Whenever a line contains the string "this", copy it out of the entries.

━━ TASK MATERIAL ━━

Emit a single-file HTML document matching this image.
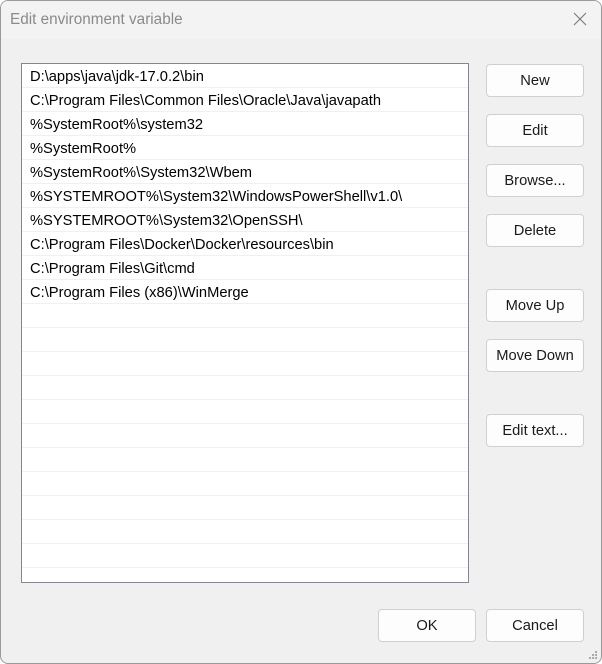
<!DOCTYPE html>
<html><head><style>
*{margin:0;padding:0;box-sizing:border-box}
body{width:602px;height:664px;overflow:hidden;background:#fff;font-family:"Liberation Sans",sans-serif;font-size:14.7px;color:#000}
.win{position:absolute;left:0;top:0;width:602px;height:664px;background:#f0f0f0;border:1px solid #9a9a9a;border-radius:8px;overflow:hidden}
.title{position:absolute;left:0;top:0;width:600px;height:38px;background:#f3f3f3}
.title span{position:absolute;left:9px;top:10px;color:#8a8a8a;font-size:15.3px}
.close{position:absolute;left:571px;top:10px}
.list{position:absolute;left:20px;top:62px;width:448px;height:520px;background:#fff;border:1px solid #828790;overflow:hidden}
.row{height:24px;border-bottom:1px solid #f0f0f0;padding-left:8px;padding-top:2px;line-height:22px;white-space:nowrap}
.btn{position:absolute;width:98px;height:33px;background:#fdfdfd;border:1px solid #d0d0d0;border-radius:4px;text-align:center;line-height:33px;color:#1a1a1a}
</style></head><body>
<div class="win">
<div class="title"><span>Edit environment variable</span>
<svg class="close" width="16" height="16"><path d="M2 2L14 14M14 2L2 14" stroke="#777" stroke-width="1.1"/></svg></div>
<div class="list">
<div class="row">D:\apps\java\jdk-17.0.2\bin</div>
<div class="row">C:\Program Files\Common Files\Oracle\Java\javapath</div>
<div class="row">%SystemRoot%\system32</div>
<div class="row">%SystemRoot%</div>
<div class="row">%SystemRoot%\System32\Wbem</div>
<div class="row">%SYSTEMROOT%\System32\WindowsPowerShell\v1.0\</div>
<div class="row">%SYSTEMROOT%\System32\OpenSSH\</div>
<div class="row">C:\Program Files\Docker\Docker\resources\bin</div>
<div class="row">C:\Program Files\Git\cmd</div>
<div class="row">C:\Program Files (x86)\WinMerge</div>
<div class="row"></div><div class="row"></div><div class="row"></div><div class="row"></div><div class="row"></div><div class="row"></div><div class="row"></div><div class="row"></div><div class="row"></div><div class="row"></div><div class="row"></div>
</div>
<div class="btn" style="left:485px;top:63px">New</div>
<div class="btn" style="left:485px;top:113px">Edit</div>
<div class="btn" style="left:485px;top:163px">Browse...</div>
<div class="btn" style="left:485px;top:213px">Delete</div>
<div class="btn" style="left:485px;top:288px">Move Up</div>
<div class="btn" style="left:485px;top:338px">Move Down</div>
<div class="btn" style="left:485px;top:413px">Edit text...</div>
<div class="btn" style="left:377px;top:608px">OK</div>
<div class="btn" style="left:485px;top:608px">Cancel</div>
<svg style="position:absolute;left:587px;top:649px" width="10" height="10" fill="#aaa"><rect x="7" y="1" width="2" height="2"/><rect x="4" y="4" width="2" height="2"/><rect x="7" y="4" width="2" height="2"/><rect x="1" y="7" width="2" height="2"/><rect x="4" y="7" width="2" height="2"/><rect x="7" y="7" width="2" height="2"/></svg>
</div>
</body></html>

━━━
━━ TASK MATERIAL ━━

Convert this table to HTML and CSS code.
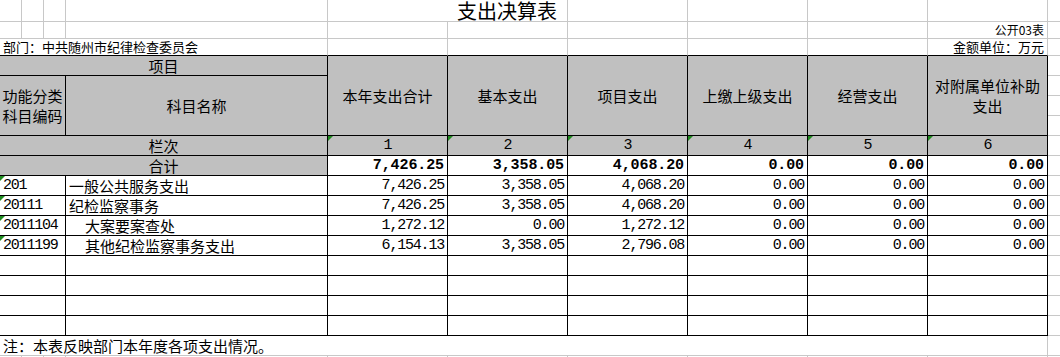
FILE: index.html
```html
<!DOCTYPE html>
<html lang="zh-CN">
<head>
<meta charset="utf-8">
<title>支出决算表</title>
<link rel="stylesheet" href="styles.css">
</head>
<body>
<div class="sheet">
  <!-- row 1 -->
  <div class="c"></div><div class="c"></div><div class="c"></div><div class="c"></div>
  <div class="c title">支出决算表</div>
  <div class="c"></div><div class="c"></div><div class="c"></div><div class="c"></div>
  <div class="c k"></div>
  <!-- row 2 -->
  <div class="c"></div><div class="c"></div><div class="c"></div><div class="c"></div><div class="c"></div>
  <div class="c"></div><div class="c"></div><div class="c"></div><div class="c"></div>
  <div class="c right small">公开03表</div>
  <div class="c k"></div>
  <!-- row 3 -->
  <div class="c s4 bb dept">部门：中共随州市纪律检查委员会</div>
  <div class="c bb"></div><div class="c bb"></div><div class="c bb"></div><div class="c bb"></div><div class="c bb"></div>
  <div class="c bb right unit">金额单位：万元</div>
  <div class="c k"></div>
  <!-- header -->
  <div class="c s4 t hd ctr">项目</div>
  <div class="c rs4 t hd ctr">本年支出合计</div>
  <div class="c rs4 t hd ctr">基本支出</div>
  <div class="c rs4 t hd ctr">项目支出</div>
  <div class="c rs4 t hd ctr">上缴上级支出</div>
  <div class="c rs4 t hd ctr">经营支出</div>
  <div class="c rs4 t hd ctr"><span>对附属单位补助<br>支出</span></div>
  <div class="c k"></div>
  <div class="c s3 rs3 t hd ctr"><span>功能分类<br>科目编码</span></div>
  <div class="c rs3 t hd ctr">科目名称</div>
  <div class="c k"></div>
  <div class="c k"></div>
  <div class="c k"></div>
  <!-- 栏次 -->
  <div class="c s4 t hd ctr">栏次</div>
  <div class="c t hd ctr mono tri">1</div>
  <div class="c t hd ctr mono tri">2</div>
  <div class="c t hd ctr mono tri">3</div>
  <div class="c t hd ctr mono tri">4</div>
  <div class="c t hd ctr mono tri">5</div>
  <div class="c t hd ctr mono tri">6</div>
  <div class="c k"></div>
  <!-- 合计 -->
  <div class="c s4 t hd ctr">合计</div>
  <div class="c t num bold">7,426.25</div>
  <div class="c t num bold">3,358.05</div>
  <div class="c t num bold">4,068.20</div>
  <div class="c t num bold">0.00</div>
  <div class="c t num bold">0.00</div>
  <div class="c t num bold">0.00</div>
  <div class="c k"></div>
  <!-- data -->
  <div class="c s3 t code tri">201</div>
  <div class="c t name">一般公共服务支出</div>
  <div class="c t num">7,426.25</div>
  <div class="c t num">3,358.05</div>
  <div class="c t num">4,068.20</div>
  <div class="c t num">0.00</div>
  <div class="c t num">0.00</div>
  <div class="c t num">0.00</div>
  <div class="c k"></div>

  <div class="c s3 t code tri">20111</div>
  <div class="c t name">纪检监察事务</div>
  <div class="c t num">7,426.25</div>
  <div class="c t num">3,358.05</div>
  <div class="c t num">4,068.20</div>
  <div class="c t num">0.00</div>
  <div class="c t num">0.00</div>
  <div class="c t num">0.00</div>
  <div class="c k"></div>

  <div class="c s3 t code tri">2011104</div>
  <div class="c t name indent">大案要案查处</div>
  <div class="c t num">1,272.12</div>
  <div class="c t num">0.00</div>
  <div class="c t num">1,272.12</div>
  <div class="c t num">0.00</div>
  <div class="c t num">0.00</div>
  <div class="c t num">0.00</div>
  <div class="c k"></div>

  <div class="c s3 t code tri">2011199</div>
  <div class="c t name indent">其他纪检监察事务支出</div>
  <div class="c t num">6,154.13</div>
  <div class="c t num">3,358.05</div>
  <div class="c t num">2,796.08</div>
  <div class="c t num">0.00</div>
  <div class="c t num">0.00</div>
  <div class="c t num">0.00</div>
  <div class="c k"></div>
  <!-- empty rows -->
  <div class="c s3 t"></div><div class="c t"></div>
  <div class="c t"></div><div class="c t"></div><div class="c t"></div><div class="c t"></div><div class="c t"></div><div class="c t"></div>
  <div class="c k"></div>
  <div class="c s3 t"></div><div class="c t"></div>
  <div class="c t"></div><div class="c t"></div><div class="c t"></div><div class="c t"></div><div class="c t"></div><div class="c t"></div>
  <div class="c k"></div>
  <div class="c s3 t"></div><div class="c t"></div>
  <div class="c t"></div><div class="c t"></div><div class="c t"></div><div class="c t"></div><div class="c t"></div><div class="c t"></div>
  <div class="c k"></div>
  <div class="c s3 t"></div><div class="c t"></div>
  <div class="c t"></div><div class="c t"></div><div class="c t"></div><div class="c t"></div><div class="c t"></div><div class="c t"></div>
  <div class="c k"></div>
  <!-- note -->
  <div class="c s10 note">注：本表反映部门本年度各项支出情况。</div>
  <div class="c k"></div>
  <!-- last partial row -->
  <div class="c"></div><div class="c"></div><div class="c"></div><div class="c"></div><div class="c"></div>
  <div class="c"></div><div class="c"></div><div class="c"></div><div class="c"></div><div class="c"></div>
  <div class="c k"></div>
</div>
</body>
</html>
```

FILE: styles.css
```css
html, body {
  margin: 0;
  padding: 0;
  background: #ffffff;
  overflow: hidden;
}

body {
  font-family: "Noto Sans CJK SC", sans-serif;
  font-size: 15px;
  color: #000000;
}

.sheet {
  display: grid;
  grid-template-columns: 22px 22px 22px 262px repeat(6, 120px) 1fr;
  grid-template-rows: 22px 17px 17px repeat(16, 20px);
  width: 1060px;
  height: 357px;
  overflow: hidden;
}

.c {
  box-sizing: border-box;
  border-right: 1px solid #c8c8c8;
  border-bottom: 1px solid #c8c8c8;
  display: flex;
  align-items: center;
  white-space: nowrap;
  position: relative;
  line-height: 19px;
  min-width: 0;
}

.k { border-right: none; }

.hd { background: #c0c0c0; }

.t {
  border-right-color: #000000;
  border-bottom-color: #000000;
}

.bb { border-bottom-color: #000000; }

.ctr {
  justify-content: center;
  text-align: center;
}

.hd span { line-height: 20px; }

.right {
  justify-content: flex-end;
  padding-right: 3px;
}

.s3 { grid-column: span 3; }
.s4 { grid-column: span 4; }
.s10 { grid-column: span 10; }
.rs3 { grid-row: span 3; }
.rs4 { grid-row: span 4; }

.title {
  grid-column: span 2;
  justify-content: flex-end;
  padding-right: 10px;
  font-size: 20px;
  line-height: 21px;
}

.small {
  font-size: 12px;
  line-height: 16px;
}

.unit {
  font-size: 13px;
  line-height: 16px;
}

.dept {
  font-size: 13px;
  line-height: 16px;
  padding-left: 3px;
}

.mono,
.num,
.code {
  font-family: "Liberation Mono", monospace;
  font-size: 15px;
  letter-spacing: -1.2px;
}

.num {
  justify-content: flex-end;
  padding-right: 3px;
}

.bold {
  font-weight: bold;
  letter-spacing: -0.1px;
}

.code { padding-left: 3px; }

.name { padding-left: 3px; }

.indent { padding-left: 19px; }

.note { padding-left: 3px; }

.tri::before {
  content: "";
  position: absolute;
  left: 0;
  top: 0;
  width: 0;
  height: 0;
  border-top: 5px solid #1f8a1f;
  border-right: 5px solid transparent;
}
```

━━━
━━ TASK MATERIAL ━━

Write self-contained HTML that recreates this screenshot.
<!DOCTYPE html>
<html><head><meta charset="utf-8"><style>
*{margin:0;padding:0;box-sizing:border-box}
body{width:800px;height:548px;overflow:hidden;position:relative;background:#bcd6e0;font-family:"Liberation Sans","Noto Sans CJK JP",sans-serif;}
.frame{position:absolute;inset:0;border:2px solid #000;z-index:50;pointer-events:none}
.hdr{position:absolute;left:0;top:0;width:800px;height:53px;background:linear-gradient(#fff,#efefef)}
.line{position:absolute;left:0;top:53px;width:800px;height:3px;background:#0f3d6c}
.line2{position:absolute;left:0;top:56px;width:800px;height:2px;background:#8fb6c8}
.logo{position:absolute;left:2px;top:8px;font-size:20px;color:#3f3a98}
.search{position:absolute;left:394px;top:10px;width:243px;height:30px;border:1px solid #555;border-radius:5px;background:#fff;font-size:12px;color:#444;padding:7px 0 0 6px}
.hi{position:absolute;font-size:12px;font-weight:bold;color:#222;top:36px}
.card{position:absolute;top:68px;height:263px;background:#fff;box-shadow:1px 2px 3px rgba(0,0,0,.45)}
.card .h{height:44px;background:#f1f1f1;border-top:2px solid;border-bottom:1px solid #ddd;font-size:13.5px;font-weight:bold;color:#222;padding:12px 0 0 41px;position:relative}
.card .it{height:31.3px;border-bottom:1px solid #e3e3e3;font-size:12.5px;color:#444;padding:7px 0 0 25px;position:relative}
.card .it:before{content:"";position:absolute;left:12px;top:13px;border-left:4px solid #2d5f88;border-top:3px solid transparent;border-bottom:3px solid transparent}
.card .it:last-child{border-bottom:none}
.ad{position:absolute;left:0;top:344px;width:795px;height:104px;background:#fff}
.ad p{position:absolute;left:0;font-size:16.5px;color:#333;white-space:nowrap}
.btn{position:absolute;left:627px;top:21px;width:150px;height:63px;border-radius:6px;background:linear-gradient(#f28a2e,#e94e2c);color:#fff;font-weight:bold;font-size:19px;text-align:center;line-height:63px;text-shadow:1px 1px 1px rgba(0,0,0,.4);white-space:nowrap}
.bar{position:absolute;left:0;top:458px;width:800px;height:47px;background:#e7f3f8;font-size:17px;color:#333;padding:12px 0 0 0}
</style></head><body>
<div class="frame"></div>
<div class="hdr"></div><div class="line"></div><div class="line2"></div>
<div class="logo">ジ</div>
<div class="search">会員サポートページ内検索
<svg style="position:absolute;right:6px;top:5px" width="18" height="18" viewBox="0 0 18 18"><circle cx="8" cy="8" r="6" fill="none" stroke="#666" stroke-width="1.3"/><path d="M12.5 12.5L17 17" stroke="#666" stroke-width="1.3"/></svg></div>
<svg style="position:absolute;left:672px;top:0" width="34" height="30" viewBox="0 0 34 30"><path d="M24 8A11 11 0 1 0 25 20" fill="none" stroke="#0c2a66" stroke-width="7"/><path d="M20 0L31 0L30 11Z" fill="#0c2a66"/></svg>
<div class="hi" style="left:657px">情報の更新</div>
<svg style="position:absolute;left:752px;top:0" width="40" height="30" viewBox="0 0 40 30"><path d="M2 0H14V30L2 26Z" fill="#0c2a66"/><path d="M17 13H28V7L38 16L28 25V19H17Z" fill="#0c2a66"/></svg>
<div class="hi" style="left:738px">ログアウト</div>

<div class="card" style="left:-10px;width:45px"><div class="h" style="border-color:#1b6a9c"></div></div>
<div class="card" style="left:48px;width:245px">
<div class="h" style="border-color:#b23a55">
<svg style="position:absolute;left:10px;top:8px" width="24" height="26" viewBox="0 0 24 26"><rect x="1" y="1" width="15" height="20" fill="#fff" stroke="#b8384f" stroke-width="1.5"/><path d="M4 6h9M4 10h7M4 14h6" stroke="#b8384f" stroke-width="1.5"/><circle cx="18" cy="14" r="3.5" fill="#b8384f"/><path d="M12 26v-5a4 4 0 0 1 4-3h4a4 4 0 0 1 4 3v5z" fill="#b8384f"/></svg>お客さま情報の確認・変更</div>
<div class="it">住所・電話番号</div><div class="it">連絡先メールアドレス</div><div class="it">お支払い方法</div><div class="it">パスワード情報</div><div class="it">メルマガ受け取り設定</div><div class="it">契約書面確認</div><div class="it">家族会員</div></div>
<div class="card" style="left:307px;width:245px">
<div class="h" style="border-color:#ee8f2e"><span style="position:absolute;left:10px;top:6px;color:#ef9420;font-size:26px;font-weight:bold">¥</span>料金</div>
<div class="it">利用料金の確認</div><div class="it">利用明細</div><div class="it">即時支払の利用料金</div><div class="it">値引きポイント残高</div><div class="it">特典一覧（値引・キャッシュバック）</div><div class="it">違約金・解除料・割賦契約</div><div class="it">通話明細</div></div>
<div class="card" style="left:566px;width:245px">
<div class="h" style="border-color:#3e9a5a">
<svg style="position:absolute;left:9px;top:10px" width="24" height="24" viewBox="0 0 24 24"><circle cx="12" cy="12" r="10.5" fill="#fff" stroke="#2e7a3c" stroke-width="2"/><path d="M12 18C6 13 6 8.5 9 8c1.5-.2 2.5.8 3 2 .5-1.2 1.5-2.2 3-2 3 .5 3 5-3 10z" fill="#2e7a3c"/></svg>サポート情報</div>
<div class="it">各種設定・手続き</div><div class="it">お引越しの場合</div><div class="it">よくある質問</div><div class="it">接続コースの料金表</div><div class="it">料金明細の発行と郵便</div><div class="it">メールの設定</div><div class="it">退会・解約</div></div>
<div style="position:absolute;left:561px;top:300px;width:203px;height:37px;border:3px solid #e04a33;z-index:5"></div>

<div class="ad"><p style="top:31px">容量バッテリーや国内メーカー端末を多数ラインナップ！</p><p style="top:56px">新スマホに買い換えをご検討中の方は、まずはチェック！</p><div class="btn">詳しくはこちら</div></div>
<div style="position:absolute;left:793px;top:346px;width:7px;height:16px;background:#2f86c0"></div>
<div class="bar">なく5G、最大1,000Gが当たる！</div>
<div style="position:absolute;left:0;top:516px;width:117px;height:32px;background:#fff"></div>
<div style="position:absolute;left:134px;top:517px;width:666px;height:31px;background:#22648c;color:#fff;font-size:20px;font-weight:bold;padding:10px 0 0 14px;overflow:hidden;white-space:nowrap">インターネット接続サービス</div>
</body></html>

━━━

-- RESULT BELOW --
Emit a single-file HTML document matching this image.
Convert this table to HTML and CSS code.
Write self-contained HTML that recreates this screenshot.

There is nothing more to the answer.